As the population ages, fewer and fewer people will die from cardiovascular disease. More and more will die from cancer, making it the major contender for the title of major cause of death in the United States. As most people know, treatments for cancer have not made an appreciable dent in mortality rates for the more common cancers. Scientists are now looking closely at the other end of the disease chain--prevention.
Recently, three researchers at the School of Public Health completed their study of a chemopreventive agent for liver cancer and concluded that it works on humans. Their study marks the first time that anyone has altered the metabolism of carcinogens in people in the context of a clinical trial and analyzed the results. The study appears in the Feb. 17 issue of the Journal of the National Cancer Institute.
The researchers' story begins some 20 years ago in eastern China in the agricultural village of Qidong, where liver cancer accounts for one out of every 10 adult deaths. It was there that the team of Jia-Sheng Wang, Thomas Kensler and John Groopman, all from the Department of Environmental Health Sciences, first identified the two major factors that caused liver cancer.
They were hepatitis B, or HBV, and aflatoxin, a fungus that thrived on the corn and peanut crops in the humid, delta area that holds the village of Qidong. The researchers' work showed that HBV teamed with aflatoxin made a potent carcinogen. People exposed to both risk factors were 60 percent more likely to get liver cancer than those with no exposure. In Qidong 10 percent of the population are chronic carriers of HBV, and 95 percent of those tested showed evidence of exposure to aflatoxin.
The researchers decided to see if they could reduce the odds of getting liver cancer by finding a way to block aflatoxin from acting as a carcinogen. The tool they used was oltipraz.
Originally developed as an antiparasitic drug for schistosomiasis, oltipraz had been shown to inhibit liver cancer development in cell culture and animal studies.
"We know a lot about how aflatoxin works," Kensler said. "We were able to develop the analytic tools to measure aflatoxin elimination, and that enabled us to see if oltipraz made a difference in that process."
They were looking to see if oltipraz could change the way a person's body metabolized aflatoxin so that the aflatoxin would become harmless and pass out of the body. The team screened more than 1,000 people and admitted 233 men and women into the study. All had detectable aflatoxin in their blood, were in good general health and had no history of major chronic illnesses. They were divided into three groups. One group received 125 mg of oltipraz every day for eight weeks, the second group received 500 mg of oltipraz once a week for eight weeks, and the third received a placebo.
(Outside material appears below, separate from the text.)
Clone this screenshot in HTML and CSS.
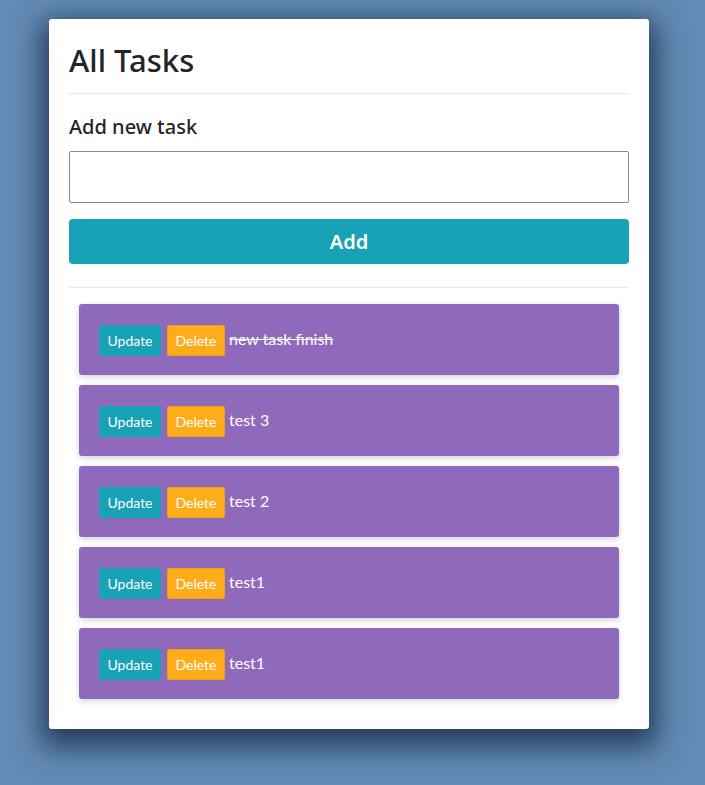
FILE: index.html
```html
<!DOCTYPE html>
<html>
<head>
<meta charset="utf-8">
<link rel="stylesheet" href="styles.css">
</head>
<body>
<div class="card">
  <h1 class="title">All Tasks</h1>
  <hr class="rule">
  <label class="label">Add new task</label>
  <input class="input" type="text">
  <button class="add">Add</button>
  <hr class="rule rule2">
  <ul class="list">
    <li class="item"><button class="btn upd">Update</button><button class="btn del">Delete</button><span class="text done">new task finish</span></li>
    <li class="item"><button class="btn upd">Update</button><button class="btn del">Delete</button><span class="text">test 3</span></li>
    <li class="item"><button class="btn upd">Update</button><button class="btn del">Delete</button><span class="text">test 2</span></li>
    <li class="item"><button class="btn upd">Update</button><button class="btn del">Delete</button><span class="text">test1</span></li>
    <li class="item"><button class="btn upd">Update</button><button class="btn del">Delete</button><span class="text">test1</span></li>
  </ul>
</div>
</body>
</html>
```
FILE: styles.css
```css
html, body { margin: 0; padding: 0; }
body {
  background: #628bb5;
  font-family: "Noto Sans", "Open Sans", sans-serif;
  color: #212529;
  width: 705px;
  height: 785px;
  overflow: hidden;
}
.card {
  margin: 19px 0 0 49px;
  width: 600px;
  box-sizing: border-box;
  background: #fff;
  border-radius: 3px;
  padding: 20px 20px 30px 20px;
  box-shadow: 0 10px 28px 8px rgba(15, 30, 55, 0.72);
}
.title {
  margin: 0;
  font-size: 31px;
  font-weight: 500;
  line-height: 42px;
  height: 42px;
}
.rule {
  border: 0;
  border-top: 1px solid #e8e8e8;
  margin: 12px 0 0 0;
}
.label {
  display: block;
  margin-top: 19px;
  font-size: 20px;
  line-height: 28px;
  font-weight: 500;
}
.input {
  display: block;
  box-sizing: border-box;
  width: 560px;
  height: 52px;
  margin-top: 10px;
  border: 1px solid #8a8a8a;
  border-radius: 2px;
  outline: none;
}
.add {
  display: block;
  width: 560px;
  height: 45px;
  margin-top: 16px;
  border: 0;
  border-radius: 4px;
  background: #17a2b8;
  color: #fff;
  font-family: "Noto Sans", sans-serif;
  font-size: 20px;
  font-weight: 600;
}
.rule2 { margin-top: 23px; }
.list {
  list-style: none;
  margin: 16px 10px 0 10px;
  padding: 0;
  display: flex;
  flex-direction: column;
  gap: 10px;
}
.item {
  height: 71px;
  box-sizing: border-box;
  background: #8f6abc;
  border-radius: 3px;
  box-shadow: 0 2px 6px rgba(0,0,0,0.18);
  display: flex;
  align-items: center;
  padding: 0 20px;
}
.btn {
  height: 31px;
  border: 1px solid transparent;
  border-radius: 2px;
  color: #fff;
  font-family: Lato, "Open Sans", sans-serif;
  font-size: 14px;
  padding: 0;
  margin: 1px 0 0 0;
}
.upd { background: #17a2b8; width: 62px; margin-right: 6px; }
.del { background: #ffac1a; border-color: #f0a010; width: 58px; margin-right: 4px; }
.text {
  color: #fff;
  font-family: Lato, "Open Sans", sans-serif;
  font-size: 16px;
  margin-top: -3px;
}
.done { text-decoration: line-through; }
```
The oltipraz changed the way people metabolized aflatoxin. Like most environmental carcinogens, aflatoxin is metabolized by multiple enzymes in a process with many steps. Each step can be altered. Oltipraz stimulates phase 2 enzymes, which enhance the detoxification of aflatoxin and make it easier for the body to get rid of it. "It acts like a skateboard, whisking away the aflatoxin before it reaches cellular DNA and alters it," Kensler said.
In other words, the oltipraz keeps the aflatoxin from acting as a carcinogen.
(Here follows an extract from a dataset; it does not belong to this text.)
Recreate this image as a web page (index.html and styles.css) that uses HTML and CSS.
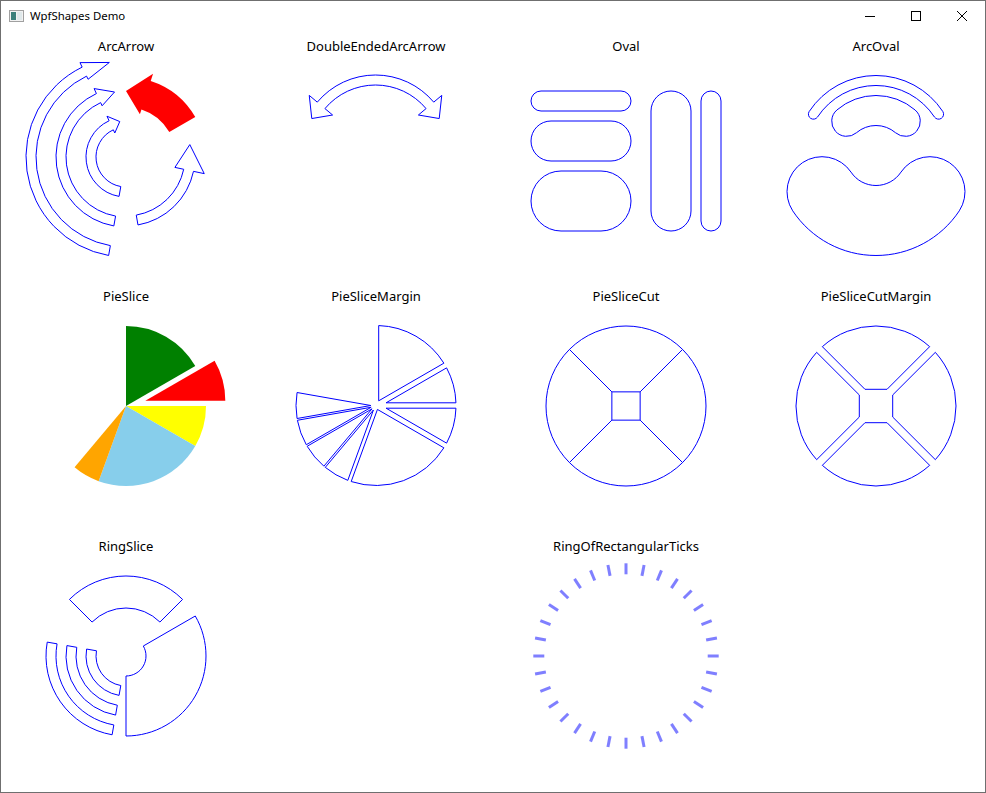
FILE: index.html
```html
<!DOCTYPE html>
<html lang="en">
<head>
<meta charset="utf-8">
<title>WpfShapes Demo</title>
<link rel="stylesheet" href="styles.css">
</head>
<body>
<div class="window">
  <div class="titlebar">
    <svg class="app-icon" viewBox="0 0 16 16" width="16" height="16">
      <rect x="1.5" y="2.5" width="14" height="11" fill="#f2f2f2" stroke="#a0a0a0"/>
      <rect x="3" y="4" width="5" height="8" fill="#3b7f7a"/>
      <rect x="9" y="4" width="5" height="8" fill="#dfe8ea"/>
    </svg>
    <span class="title">WpfShapes Demo</span>
    <div class="controls">
      <div class="ctl"><svg width="10" height="10" viewBox="0 0 10 10"><line x1="0" y1="5.5" x2="10" y2="5.5" class="glyph"/></svg></div>
      <div class="ctl"><svg width="10" height="10" viewBox="0 0 10 10"><rect x="0.5" y="0.5" width="9" height="9" class="glyph"/></svg></div>
      <div class="ctl"><svg width="10" height="10" viewBox="0 0 10 10"><path d="M0 0 L10 10 M10 0 L0 10" class="glyph"/></svg></div>
    </div>
  </div>
  <div class="content">
    <div class="cell">
      <div class="label">ArcArrow</div>
      <svg class="shape" viewBox="1 54 250 227">
        <path id="aa1" class="outline"/>
        <path id="aa2" class="outline"/>
        <path id="aa3" class="outline"/>
        <path id="aa4" class="red"/>
        <path id="aa5" class="outline"/>
      </svg>
    </div>
    <div class="cell">
      <div class="label">DoubleEndedArcArrow</div>
      <svg class="shape" viewBox="251 54 250 227">
        <path id="dea" class="outline"/>
      </svg>
    </div>
    <div class="cell">
      <div class="label">Oval</div>
      <svg class="shape" viewBox="501 54 250 227">
        <rect class="outline" x="531" y="91" width="100" height="20" rx="10"/>
        <rect class="outline" x="531" y="121" width="100" height="40" rx="20"/>
        <rect class="outline" x="531" y="171" width="100" height="60" rx="30"/>
        <rect class="outline" x="651" y="91" width="40" height="140" rx="20"/>
        <rect class="outline" x="701" y="91" width="20" height="140" rx="10"/>
      </svg>
    </div>
    <div class="cell">
      <div class="label">ArcOval</div>
      <svg class="shape" viewBox="751 54 250 227">
        <path id="ao1" class="outline"/>
        <path id="ao2" class="outline"/>
        <path id="ao3" class="outline"/>
      </svg>
    </div>

    <div class="cell">
      <div class="label">PieSlice</div>
      <svg class="shape" viewBox="1 304 250 227">
        <path id="ps1" class="f-green"/>
        <path id="ps2" class="f-red"/>
        <path id="ps3" class="f-yellow"/>
        <path id="ps4" class="f-sky"/>
        <path id="ps5" class="f-orange"/>
      </svg>
    </div>
    <div class="cell">
      <div class="label">PieSliceMargin</div>
      <svg class="shape" viewBox="251 304 250 227">
        <path id="pm1" class="outline"/>
        <path id="pm2" class="outline"/>
        <path id="pm3" class="outline"/>
        <path id="pm4" class="outline"/>
        <path id="pm5" class="outline"/>
        <path id="pm6" class="outline"/>
        <path id="pm7" class="outline"/>
        <path id="pm8" class="outline"/>
      </svg>
    </div>
    <div class="cell">
      <div class="label">PieSliceCut</div>
      <svg class="shape" viewBox="501 304 250 227">
        <circle class="outline" cx="626" cy="406" r="80"/>
        <rect class="outline" x="611.86" y="391.86" width="28.28" height="28.28"/>
        <path class="outline" d="M 611.86 391.86 L 569.43 349.43 M 640.14 391.86 L 682.57 349.43 M 640.14 420.14 L 682.57 462.57 M 611.86 420.14 L 569.43 462.57"/>
      </svg>
    </div>
    <div class="cell">
      <div class="label">PieSliceCutMargin</div>
      <svg class="shape" viewBox="751 304 250 227">
        <path id="pcm1" class="outline"/>
        <path id="pcm2" class="outline"/>
        <path id="pcm3" class="outline"/>
        <path id="pcm4" class="outline"/>
      </svg>
    </div>

    <div class="cell">
      <div class="label">RingSlice</div>
      <svg class="shape" viewBox="1 554 250 227">
        <path id="rs1" class="outline"/>
        <path id="rs2" class="outline"/>
        <path id="rs3" class="outline"/>
        <path id="rs4" class="outline"/>
        <path id="rs5" class="outline"/>
      </svg>
    </div>
    <div class="cell"></div>
    <div class="cell">
      <div class="label">RingOfRectangularTicks</div>
      <svg class="shape" viewBox="501 554 250 227">
        <g id="ticks" class="ticks"></g>
      </svg>
    </div>
    <div class="cell"></div>
  </div>
</div>
<script src="script.js"></script>
</body>
</html>
```

FILE: styles.css
```css
html, body {
  margin: 0;
  padding: 0;
  background: #ffffff;
}

body {
  font-family: "Noto Sans", "Open Sans", sans-serif;
  font-size: 13px;
  color: #000000;
}

.window {
  box-sizing: border-box;
  width: 986px;
  height: 793px;
  border: 1px solid #6f6f6f;
  background: #ffffff;
  overflow: hidden;
}

.titlebar {
  height: 30px;
  display: flex;
  align-items: center;
}

.app-icon {
  display: block;
  margin-left: 7px;
  flex: none;
}

.title {
  margin-left: 6px;
  font-size: 11.4px;
  line-height: 16px;
}

.controls {
  margin-left: auto;
  display: flex;
}

.ctl {
  width: 46px;
  height: 30px;
  display: flex;
  align-items: center;
  justify-content: center;
}

.ctl svg {
  display: block;
}

.glyph {
  fill: none;
  stroke: #000000;
  stroke-width: 1;
}

.content {
  display: grid;
  grid-template-columns: repeat(4, 250px);
  grid-auto-rows: 250px;
  width: 984px;
  height: 761px;
  overflow: hidden;
}

.cell {
  display: flex;
  flex-direction: column;
  align-items: center;
  min-width: 0;
}

.label {
  padding-top: 7px;
  height: 16px;
  line-height: 16px;
  white-space: nowrap;
}

.shape {
  display: block;
  flex: none;
  width: 250px;
  height: 227px;
}

.outline {
  fill: none;
  stroke: #0000ff;
  stroke-width: 1;
}

.red { fill: #ff0000; }
.f-green { fill: #008000; }
.f-red { fill: #ff0000; }
.f-yellow { fill: #ffff00; }
.f-sky { fill: #87ceeb; }
.f-orange { fill: #ffa500; }

.ticks line {
  stroke: #0000ff;
  stroke-opacity: 0.5;
  stroke-width: 3;
}
```

FILE: script.js
```js
(function () {
  var D = Math.PI / 180;
  function P(cx, cy, r, a) { return [cx + r * Math.cos(a * D), cy + r * Math.sin(a * D)]; }
  function s(p) { return p[0].toFixed(2) + ' ' + p[1].toFixed(2); }
  function A(cx, cy, r, a0, a1) {
    var d = a1 - a0;
    return ' A ' + r + ' ' + r + ' 0 ' + (Math.abs(d) > 180 ? 1 : 0) + ' ' + (d > 0 ? 1 : 0) + ' ' + s(P(cx, cy, r, a1));
  }
  function set(id, d) { var el = document.getElementById(id); if (el) { el.setAttribute('d', d); } }

  function ring(cx, cy, ri, ro, a0, a1) {
    return 'M ' + s(P(cx, cy, ro, a0)) + A(cx, cy, ro, a0, a1) +
      ' L ' + s(P(cx, cy, ri, a1)) + A(cx, cy, ri, a1, a0) + ' Z';
  }

  function arrow(o) {
    var cx = o.cx, cy = o.cy;
    return 'M ' + s(P(cx, cy, o.ro, o.a0)) + A(cx, cy, o.ro, o.a0, o.ab) +
      ' L ' + s(P(cx, cy, o.bo, o.ab)) +
      ' L ' + s(P(cx, cy, o.rt, o.at)) +
      ' L ' + s(P(cx, cy, o.bi, o.ab)) +
      ' L ' + s(P(cx, cy, o.ri, o.ab)) + A(cx, cy, o.ri, o.ab, o.a0) + ' Z';
  }

  function dbl(o) {
    var cx = o.cx, cy = o.cy;
    return 'M ' + s(P(cx, cy, o.ro, o.a0)) + A(cx, cy, o.ro, o.a0, o.a1) +
      ' L ' + s(P(cx, cy, o.bo, o.a1)) +
      ' L ' + s(P(cx, cy, o.rt, o.at1)) +
      ' L ' + s(P(cx, cy, o.bi, o.a1)) +
      ' L ' + s(P(cx, cy, o.ri, o.a1)) + A(cx, cy, o.ri, o.a1, o.a0) +
      ' L ' + s(P(cx, cy, o.bi, o.a0)) +
      ' L ' + s(P(cx, cy, o.rt, o.at0)) +
      ' L ' + s(P(cx, cy, o.bo, o.a0)) + ' Z';
  }

  function arcOval(cx, cy, rm, h, a0, a1) {
    var ro = rm + h, ri = rm - h;
    return 'M ' + s(P(cx, cy, ro, a0)) + A(cx, cy, ro, a0, a1) +
      ' A ' + h + ' ' + h + ' 0 0 1 ' + s(P(cx, cy, ri, a1)) +
      A(cx, cy, ri, a1, a0) +
      ' A ' + h + ' ' + h + ' 0 0 1 ' + s(P(cx, cy, ro, a0)) + ' Z';
  }

  function wedge(cx, cy, r, a0, a1, off) {
    var c = P(cx, cy, off || 0, (a0 + a1) / 2);
    return 'M ' + s(c) + ' L ' + s(P(c[0], c[1], r, a0)) + A(c[0], c[1], r, a0, a1) + ' Z';
  }

  /* slice whose two straight edges are shifted inwards by o0 / o1, arc kept on the centre */
  function marginSlice(cx, cy, R, a0, a1, o0, o1) {
    var u0 = [Math.cos(a0 * D), Math.sin(a0 * D)], u1 = [Math.cos(a1 * D), Math.sin(a1 * D)];
    var n0 = [-u0[1], u0[0]], n1 = [u1[1], -u1[0]];
    var p0 = [o0 * n0[0], o0 * n0[1]], p1 = [o1 * n1[0], o1 * n1[1]];
    function cr(a, b) { return a[0] * b[1] - a[1] * b[0]; }
    var t0 = cr([p1[0] - p0[0], p1[1] - p0[1]], u1) / cr(u0, u1);
    var apex = [cx + p0[0] + t0 * u0[0], cy + p0[1] + t0 * u0[1]];
    var s0 = Math.sqrt(R * R - o0 * o0), s1 = Math.sqrt(R * R - o1 * o1);
    var e0 = [cx + p0[0] + s0 * u0[0], cy + p0[1] + s0 * u0[1]];
    var e1 = [cx + p1[0] + s1 * u1[0], cy + p1[1] + s1 * u1[1]];
    var span = a1 - a0;
    return 'M ' + s(apex) + ' L ' + s(e0) + ' A ' + R + ' ' + R + ' 0 ' + (span > 180 ? 1 : 0) + ' 1 ' + s(e1) + ' Z';
  }

  function cutSlice(cx, cy, b, cut, off, R, h) {
    var hb = h * D, bb = b * D;
    function rot(u, v) {
      return [cx + u * Math.cos(bb) - v * Math.sin(bb), cy + u * Math.sin(bb) + v * Math.cos(bb)];
    }
    var t1 = (cut - off * Math.sin(hb)) / Math.cos(hb);
    var vc = off * Math.cos(hb) - t1 * Math.sin(hb);
    var t2 = Math.sqrt(R * R - off * off);
    var uo = off * Math.sin(hb) + t2 * Math.cos(hb);
    var vo = off * Math.cos(hb) - t2 * Math.sin(hb);
    return 'M ' + s(rot(cut, vc)) + ' L ' + s(rot(uo, vo)) +
      ' A ' + R + ' ' + R + ' 0 0 1 ' + s(rot(uo, -vo)) +
      ' L ' + s(rot(cut, -vc)) + ' Z';
  }

  /* ArcArrow */
  var C1x = 126, C1y = 157;
  set('aa1', arrow({ cx: C1x, cy: C1y, ri: 90, ro: 100, a0: 100, ab: 244, at: 260, rt: 96, bo: 105, bi: 86.5 }));
  set('aa2', arrow({ cx: C1x, cy: C1y, ri: 60, ro: 70, a0: 100, ab: 245, at: 260, rt: 66, bo: 75.5, bi: 56.5 }));
  set('aa3', arrow({ cx: C1x, cy: C1y, ri: 30, ro: 40, a0: 100, ab: 245, at: 260, rt: 36, bo: 45, bi: 26.5 }));
  set('aa4', arrow({ cx: C1x, cy: C1y, ri: 50, ro: 80, a0: 330, ab: 288, at: 270, rt: 66, bo: 87.5, bi: 45 }));
  set('aa5', arrow({ cx: C1x, cy: C1y, ri: 59, ro: 69, a0: 80, ab: 12, at: -11, rt: 65, bo: 80, bi: 50 }));

  /* DoubleEndedArcArrow */
  set('dea', dbl({ cx: 375.5, cy: 151, ri: 66, ro: 76, a0: 220, a1: 320, at0: 207, at1: 333, rt: 71.5, bo: 86.5, bi: 56 }));

  /* ArcOval */
  set('ao1', arcOval(876, 155.5, 75, 5, 213.3, 326.7));
  set('ao2', arcOval(876, 155.5, 45, 15, 229.4, 310.6));
  set('ao3', arcOval(876, 155.5, 65, 35, 33.6, 146.4));

  /* PieSlice */
  set('ps1', wedge(126, 406, 80, 270, 330, 0));
  set('ps2', wedge(126, 406, 80, 330, 360, 20));
  set('ps3', wedge(126, 406, 80, 0, 30, 0));
  set('ps4', wedge(126, 406, 80, 30, 110, 0));
  set('ps5', wedge(126, 406, 80, 110, 130, 0));

  /* PieSliceMargin */
  var pmx = 376, pmy = 405.5, big = 2.7, thin = 0.9;
  set('pm1', marginSlice(pmx, pmy, 80, 270, 330, big, big));
  set('pm2', marginSlice(pmx, pmy, 80, 330, 360, big, big));
  set('pm3', marginSlice(pmx, pmy, 80, 0, 30, big, big));
  set('pm4', marginSlice(pmx, pmy, 80, 30, 110, big, big));
  set('pm5', marginSlice(pmx, pmy, 80, 110, 130, thin, thin));
  set('pm6', marginSlice(pmx, pmy, 80, 130, 150, thin, thin));
  set('pm7', marginSlice(pmx, pmy, 80, 150, 170, thin, thin));
  set('pm8', marginSlice(pmx, pmy, 80, 170, 190, thin, thin));

  /* PieSliceCutMargin */
  set('pcm1', cutSlice(876, 406, 270, 16.7, 4, 80, 45));
  set('pcm2', cutSlice(876, 406, 0, 16.7, 4, 80, 45));
  set('pcm3', cutSlice(876, 406, 90, 16.7, 4, 80, 45));
  set('pcm4', cutSlice(876, 406, 180, 16.7, 4, 80, 45));

  /* RingSlice */
  var rx = 126, ry = 656;
  set('rs1', ring(rx, ry, 48, 80, 225, 315));
  set('rs2', ring(rx, ry, 20, 80, -30, 90));
  set('rs3', ring(rx, ry, 70, 80, 100, 190));
  set('rs4', ring(rx, ry, 50, 60, 100, 190));
  set('rs5', ring(rx, ry, 30, 40, 100, 190));

  /* RingOfRectangularTicks */
  var g = document.getElementById('ticks');
  var NS = 'http://www.w3.org/2000/svg';
  for (var i = 0; i < 32; i++) {
    var a = i * 11.25 - 90;
    var p1 = P(626, 656, 81.7, a), p2 = P(626, 656, 92.7, a);
    var ln = document.createElementNS(NS, 'line');
    ln.setAttribute('x1', p1[0].toFixed(2));
    ln.setAttribute('y1', p1[1].toFixed(2));
    ln.setAttribute('x2', p2[0].toFixed(2));
    ln.setAttribute('y2', p2[1].toFixed(2));
    g.appendChild(ln);
  }
})();
```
Groopman said, "We can't prove that we've prevented a single liver cancer in China, but our oltipraz study gives proof of principle. We have proved that we can alter the underlying mechanisms that protect cells from becoming cancerous."
The second phase of their clinical trials has already started. In this phase, the researchers will try to determine in greater detail exactly how the oltipraz works in the metabolic process. They will also look at the effects of oltipraz on the body, since it is traditionally used for short-term treatment, not for long-term prevention.
The successful development of chemopreventive agents is still an uncharted process. Although the oltipraz study does not define a generic paradigm for the development of chemopreventive agents, it does document the major structural elements that must be considered. Eventually, the researchers hope to move toward a non-drug-based strategy that provides the same protection. Groopman said, "The grand strategy here would be to develop a food source that provides the same protection at a lower cost."
Understanding how the metabolic process works is critical because it allows researchers most effectively to design an intervention.